Despite the many sad events in the lives of these characters, the book could never be called maudlin and is often downright funny. Carter and Sharp are comics, remember. There is a wry wit to Mose's memoir and much of the dialogue is so clever it is worth reading twice, just too savor. It's fun without being lightweight.
on December 5, 2011
This book blew me away. My girlfriend suggested it to me, and if I wasn't already in love with her, I would be after reading Niagara Falls All Over Again. McCracken's writing is flawless. She is funny without being campy or cheap. She writes tragically without being overwrought. The book blends that comedy and despair beautifully.
on April 27, 2006
Mose Sharp looks back on his life and his deep love for his comedic partner, Rocky Carter. Mose adores his family, and has many adventures independent of Rocky, but all roads seem to lead back to him. This is a page-turner of a novel, especially for fans of comedy. It's fun to spot the homage - Laurel & Hardy, Abbott & Costello, Arbuckle & Keaton, etc. Many of the incidents in the trajectory of Carter & Sharp are reminiscent of real-life events.
I might have given the book five stars, except I had a hard time understanding why Mose loved Rocky so much (at least, by the end of the book).

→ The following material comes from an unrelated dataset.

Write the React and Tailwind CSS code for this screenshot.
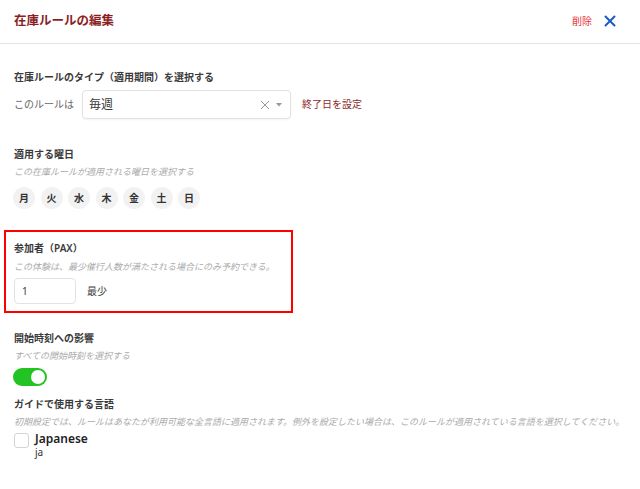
import React, { useState } from 'react'

const days = ['月', '火', '水', '木', '金', '土', '日']

export default function App() {
  const [on, setOn] = useState(true)
  const [checked, setChecked] = useState(false)

  return (
    <div className="w-[640px] h-[489px] bg-white overflow-hidden font-['Noto_Sans','Noto_Sans_CJK_JP',sans-serif] text-[#3a3a3a]">
      {/* Header */}
      <div className="h-[44px] border-b border-[#e4e4e4] flex items-center justify-between pl-[14px] pr-[24px]">
        <h1 className="text-[12.5px] font-bold text-[#8b1f1f] leading-none -mt-[1px]">在庫ルールの編集</h1>
        <div className="flex items-center gap-[12px] -mt-[1px]">
          <button className="text-[10px] text-[#e8343c] leading-none">削除</button>
          <svg width="12" height="12" viewBox="0 0 12 12" className="text-[#1a5bc7]">
            <path d="M1.5 1.5 L10.5 10.5 M10.5 1.5 L1.5 10.5" stroke="currentColor" strokeWidth="2" strokeLinecap="round" />
          </svg>
        </div>
      </div>

      <div className="px-[14px]">
        {/* Rule type */}
        <p className="mt-[26px] text-[10px] leading-[14px] font-semibold">在庫ルールのタイプ（適用期間）を選択する</p>
        <div className="mt-[6px] h-[29px] flex items-center">
          <span className="text-[10px] text-[#666] w-[68px]">このルールは</span>
          <div className="w-[209px] h-[29px] border border-[#e2e2e2] rounded-[4px] shadow-[0_1px_2px_rgba(0,0,0,0.05)] flex items-center pl-[6px] pr-[8px]">
            <span className="text-[12px] flex-1">毎週</span>
            <svg width="10" height="10" viewBox="0 0 10 10" className="text-[#9a9a9a]">
              <path d="M1 1 L9 9 M9 1 L1 9" stroke="currentColor" strokeWidth="1" />
            </svg>
            <svg width="6" height="4" viewBox="0 0 6 4" className="ml-[6px] text-[#999]">
              <path d="M0 0 L6 0 L3 3.5 Z" fill="currentColor" />
            </svg>
          </div>
          <button className="ml-[11px] text-[10px] text-[#8b2a2a]">終了日を設定</button>
        </div>

        {/* Days */}
        <p className="mt-[28px] text-[10px] leading-[14px] font-semibold">適用する曜日</p>
        <p className="mt-[4px] text-[9px] leading-[14px] italic text-[#aaa]">この在庫ルールが適用される曜日を選択する</p>
        <div className="mt-[8px] flex gap-[5.5px] -ml-[1px]">
          {days.map((d) => (
            <button key={d} className="w-[22px] h-[22px] rounded-full bg-[#f2f2f2] text-[10px] font-bold text-[#333] flex items-center justify-center">
              {d}
            </button>
          ))}
        </div>

        {/* PAX highlighted */}
        <div className="mt-[21px] -ml-[10px] w-[289px] border-2 border-[#ff0000] pl-[8px] pt-[9px] pb-[7px]">
          <p className="text-[10px] leading-[14px] font-semibold">参加者（PAX）</p>
          <p className="mt-[5px] text-[9px] leading-[14px] italic text-[#aaa]">この体験は、最少催行人数が満たされる場合にのみ予約できる。</p>
          <div className="mt-[4px] flex items-center">
            <div className="w-[62px] h-[26px] border border-[#e2e2e2] rounded-[4px] flex items-center pl-[7px] text-[10px]">1</div>
            <span className="ml-[11px] text-[10px]">最少</span>
          </div>
        </div>

        {/* Start times */}
        <p className="mt-[18px] text-[10px] leading-[14px] font-semibold">開始時刻への影響</p>
        <p className="mt-[4px] text-[9px] leading-[14px] italic text-[#aaa]">すべての開始時刻を選択する</p>
        <button
          onClick={() => setOn(!on)}
          className={`mt-[5px] -ml-[1px] w-[34px] h-[18px] rounded-full flex items-center px-[2px] ${on ? 'bg-[#22c322] justify-end' : 'bg-[#ccc] justify-start'}`}
        >
          <span className="w-[14px] h-[14px] rounded-full bg-white" />
        </button>

        {/* Languages */}
        <p className="mt-[11px] text-[10px] leading-[14px] font-semibold">ガイドで使用する言語</p>
        <p className="mt-[4px] text-[9px] leading-[14px] italic text-[#aaa] whitespace-nowrap">初期設定では、ルールはあなたが利用可能な全言語に適用されます。例外を設定したい場合は、このルールが適用されている言語を選択してください。</p>
        <div className="mt-[3px] flex items-start">
          <button
            onClick={() => setChecked(!checked)}
            className={`mt-[1px] w-[15px] h-[15px] rounded-[3px] border ${checked ? 'bg-[#1a5bc7] border-[#1a5bc7]' : 'border-[#d4d4d4] bg-white'}`}
          />
          <div className="ml-[6px]">
            <p className="text-[12px] leading-[13px] font-semibold text-[#222]">Japanese</p>
            <p className="mt-[2px] text-[10px] leading-[11px] text-[#333]">ja</p>
          </div>
        </div>
      </div>
    </div>
  )
}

Rocky isn't the most sympathetic character ever developed. Mose, however, is lovely, and fictional or not, I would love to know him.
on May 13, 2004
I enjoyed this book because Elizabeth McCracken is so good at her craft. Anything she'd choose to write about I'd read, just to hear the fresh metaphors, just to see the way she strings sentences along, just for the pleasure of rolling my eyes over her well sculpted paragraphs.
But the characters of Rocky Carter and Mose Sharp didn't really interest me. The story has a smooth, frosted feeling to it-like the author baked a cake and decorated it in an absolutely gorgeous way. I want to look at it, but I don't actually want to ingest it; a lovely creation but lacking in nutritional value. A great read it if that's exactly what you're in the mood for: a well made, beautiful, dessert.